Tahiti, like nearly every other major deepwater field under development, lies beneath the "salt canopy," a layer of minerals that begins about 100 miles off the easternmost tip of Louisiana and extends to the Texas coast. The salt hides crucial details about oil reservoirs from even the most advanced imaging techniques, meaning Chevron won't know how difficult it will be to maintain the flow of oil once production begins next year.

But Chevron and its competitors are eager to take on the risk of drilling into the salt. With earlier hotspots ranging from the shallower end of the Gulf to the north slope of Alaska seen in irreversible decline, deepwater also represents a last surge for U.S. oil production. A wave of discoveries, some in development since the late 1990s, are expected to boost deepwater production from 896,000 barrels a day in 2006 to 1.5 million barrels a day in 2010, according to the U.S. Minerals Management Service, an agency that oversees oil and gas production in federal waters.

"Over a five-year period the operators have been fairly good about predicting what they are capable of producing," though forecasting more than five years forward is considerably more difficult, said Richie Baud, who co-wrote the MMS deepwater forecast.

For Tahiti, Chevron outlines three possible scenarios, each of which could apply to other projects counted on to boost production in the region. Chevron owns a 58% stake in the field, with Norway's Statoil (STO) controlling 25% and France's Total SA (TOT) with 17%. Recoverable reserves are estimated at 400 million-500 million barrels.

Chevron's field in particular will be observed for how the strong flow of oil seen in early well tests will hold up over time. Tahiti will start with just six production wells, producing an average 20,000 barrels a day, double the flow at other similar projects.

In the most optimistic scenario, Tahiti's oil is sitting in one giant, easily accessible reservoir, which would allow the platform to produce at maximum capacity for five years with little interference. A more likely, though still rosy, situation would have Chevron drill three more wells to boost production once the decline begins.

The least-desired path would involve extracting oil tucked away in many small reservoirs, known as compartments. With most of the crude isolated from Tahiti's six initial wells, Chevron would need to drill six new wells, along with extra holes used to inject water into the reservoir, to flush out pockets of oil. Billy Varnado, who manages the Tahiti project, gives water injection 50-50 odds - not good enough to install the equipment on the platform before it ships out, but enough to justify leaving deck space open for the possibility.

Fingers Crossed

Chevron officials tend to avoid comparing Tahiti to other deepwater finds, where the track record so far has been shaky.

"Every deepwater field is unique," Varnado says.

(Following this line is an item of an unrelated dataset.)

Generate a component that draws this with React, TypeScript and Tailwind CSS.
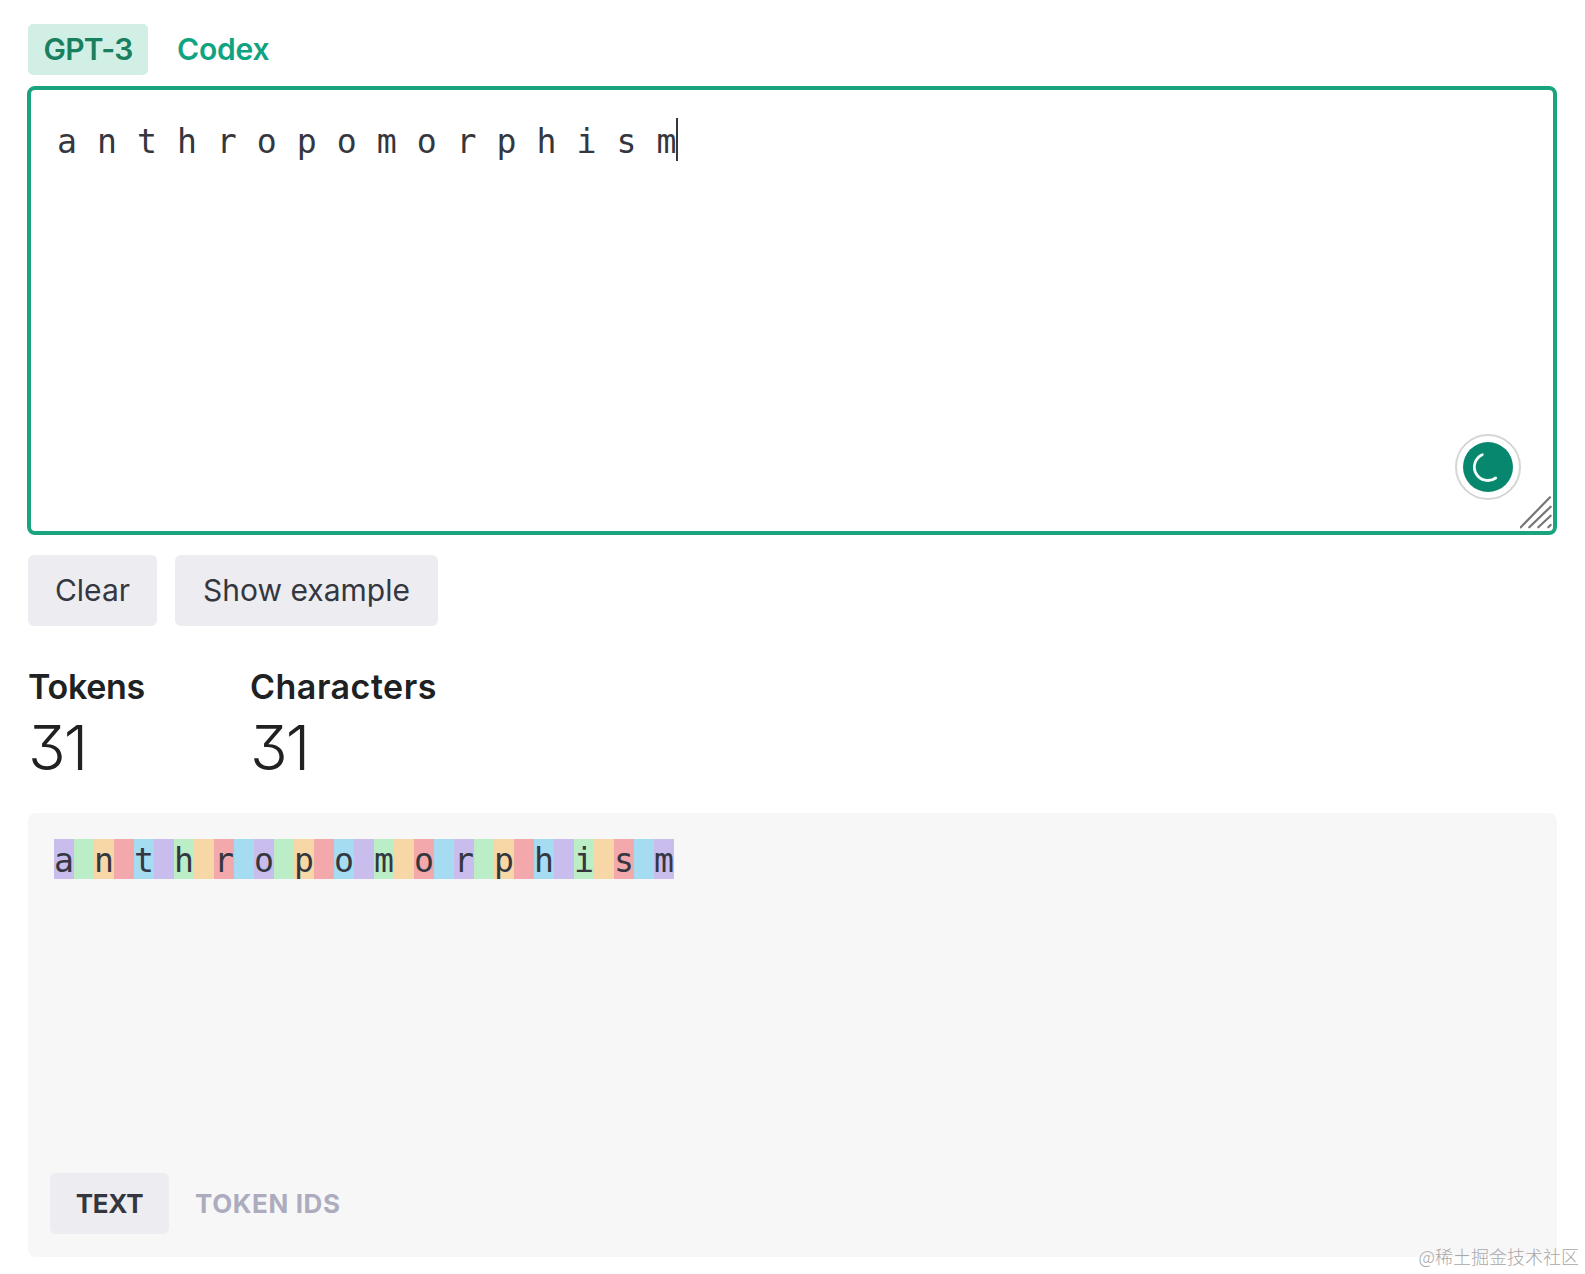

Of the three fields leading the next wave of deepwater production, Tahiti is the only one to come in on time and on budget. BP PLC's (BP) Atlantis, with an expected peak of 200,000 barrels a day, is scheduled to start production sometime this year, delayed from 2006. Thunder Horse, a 250,000 barrel-a-day platform also operated by BP, is due for 2008, a two-year delay.

Smaller fields have had equally spotty luck. Murphy Oil Corp. (MUR) built a 60,000-barrel-a-day platform over its Front Runner field, about 40 miles northeast of Tahiti, in 2005. Production peaked at 20,000 barrels a day; Murphy now says Front Runner will average no more than 9,500 barrels a day this year.

BP-operated Mad Dog, drilled into a similar rock formation same geological age of Tahiti's reserves, is built to handle 12 wells producing 100,000 barrels a day, but currently operates at half its capacity. Drilling the 12 wells has proven slower and more expensive than expected.

Those failures and others have kept Chevron from making long-term predictions about Tahiti, said Wilson of Wood Mackenzie.

"(Chevron) has seen other people burned with news of poor performance," she said. "They're just being very realistic."

Although production has lagged well behind the pace of discovery, the energy majors over the past year have continued to move forward on earlier finds that aren't expected see first oil until 2010.

At the top of the list for Chevron is Jack, a 2004 discovery more than 100 miles southwest of Tahiti. Chevron completed a successful well test last year and will drill a second well later this year. That far offshore, the majors are encountering formations unlike any they have ever exploited before, said Raud of MMS.

"To a large degree, (Jack) is an unknown," Raud said. "It's a different type of rock altogether."

The salt canopy, by comparison, is crystal clear.